In order to convict a driver of operating after suspension or driving on a revoked license, the prosecution must prove that the Massachusetts Registry of Motor Vehicles sent the defendant notice that his or her license was suspended or revoked. Specifically, G.L. c. 90 § 22(d) requires that the RMV send written notice to the “last address as appearing on the registrar’s records” or to the driver’s “last and usual place of abode.” This law makes sense, because it would be unfair to penalize someone for operating after suspension if the driver was no aware that his or her license was suspended or revoked.
It is important to notify the Registry if you move or change your address. If you do not receive notice because you failed to notify the Registry of your new address, you will have difficulty using “lack of notice” as a defense in a suspended license case. Also, failure to notify the Registry of a change of address is a civil infraction, for which you could be issued a citation or ticket.

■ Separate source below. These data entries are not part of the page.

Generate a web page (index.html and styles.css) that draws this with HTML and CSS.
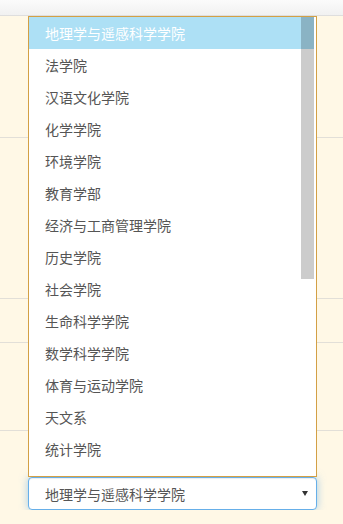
FILE: index.html
```
<!DOCTYPE html>
<html lang="zh-CN">
  <head>
    <meta charset="UTF-8" />
    <title>选择学院</title>
    <link rel="stylesheet" href="styles.css">
  </head>

  <body>
    <div class="topbar"></div>
    <div class="form">
      <div class="row row-a"></div>
      <div class="row row-b"></div>
      <div class="row row-c"></div>
      <div class="row row-d"></div>
      <div class="row-last">
        <div class="picker">
          <div class="options">
            <ul>
              <li class="current">地理学与遥感科学学院</li>
              <li>法学院</li>
              <li>汉语文化学院</li>
              <li>化学学院</li>
              <li>环境学院</li>
              <li>教育学部</li>
              <li>经济与工商管理学院</li>
              <li>历史学院</li>
              <li>社会学院</li>
              <li>生命科学学院</li>
              <li>数学科学学院</li>
              <li>体育与运动学院</li>
              <li>天文系</li>
              <li>统计学院</li>
            </ul>
            <div class="thumb"></div>
          </div>
          <div class="select">
            <span>地理学与遥感科学学院</span>
            <i class="caret"></i>
          </div>
        </div>
      </div>
    </div>
  </body>
</html>
```

FILE: styles.css
```
* {
  padding: 0;
  margin: 0;
  list-style: none;
  box-sizing: border-box;
}

body {
  background: #fff8e6;
  font-family: "Noto Sans CJK SC", "Noto Sans", sans-serif;
  font-size: 14px;
  color: #555;
}

.topbar {
  height: 16px;
  background: linear-gradient(#fbfbfb, #f1f1f1);
  border-bottom: 1px solid #dedede;
}

.row {
  border-bottom: 1px solid #e2dfd8;
}

.row-a {
  height: 122px;
}

.row-b {
  height: 161px;
}

.row-c {
  height: 44px;
}

.row-d {
  height: 88px;
}

.row-last {
  padding: 46px 0 0 28px;
}

.picker {
  position: relative;
  width: 289px;
}

.options {
  position: absolute;
  left: 0;
  bottom: 100%;
  width: 100%;
  height: 461px;
  background: #fff;
  border: 1px solid #d3a045;
  padding-right: 2px;
  overflow: hidden;
}

.options li {
  height: 32px;
  line-height: 32px;
  padding-left: 16px;
  white-space: nowrap;
}

.options li.current {
  background: #ade0f5;
  color: #fff;
}

.thumb {
  position: absolute;
  top: 0;
  right: 2px;
  width: 13px;
  height: 262px;
  background: rgba(0, 0, 0, 0.2);
}

.select {
  display: flex;
  align-items: center;
  justify-content: space-between;
  height: 33px;
  padding: 0 8px 0 16px;
  background: #fff;
  border: 1px solid #66afe9;
  border-radius: 4px;
  box-shadow: 0 0 8px rgba(102, 175, 233, 0.6), inset 0 1px 1px rgba(0, 0, 0, 0.075);
}

.caret {
  width: 0;
  height: 0;
  border-left: 3px solid transparent;
  border-right: 3px solid transparent;
  border-top: 5px solid #333;
}
```
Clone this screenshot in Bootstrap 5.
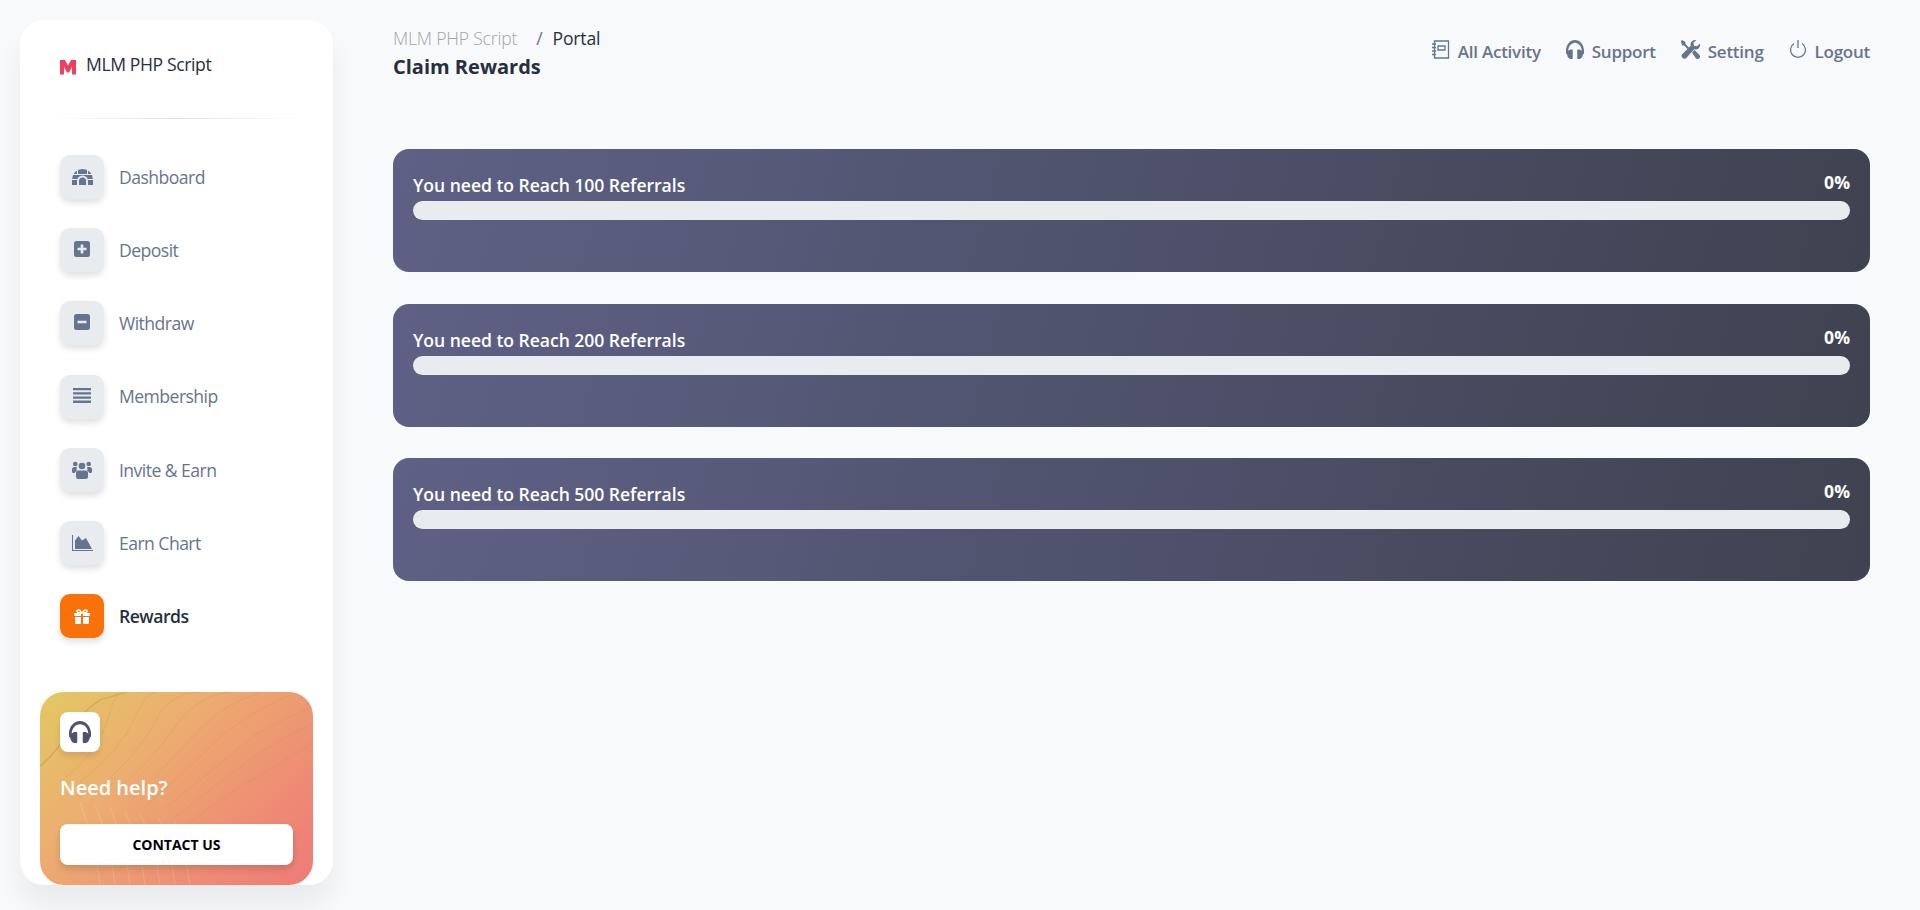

Even if the Registry can demonstrate that notice was sent in accordance with the law, it may be possible to convince the court that you did not receive the suspension notice. Mail gets lost all of the time and not every piece of mail gets to the addressee. Massachusetts suspension and revocation notices are not sent by registered or certified mail and it is plausible that the letter never reached the intended recipient. Lack of notice has been a viable defense in Massachusetts suspended license cases and it should be considered, even where the Registry produces a copy of a suspension letter which was allegedly sent to the defendant. This is especially true in cases where a person moves and notifies the Registry within the required time period, but before the suspension or revocation letter was mailed. Lack of notice is only one of many defenses in a suspended license case.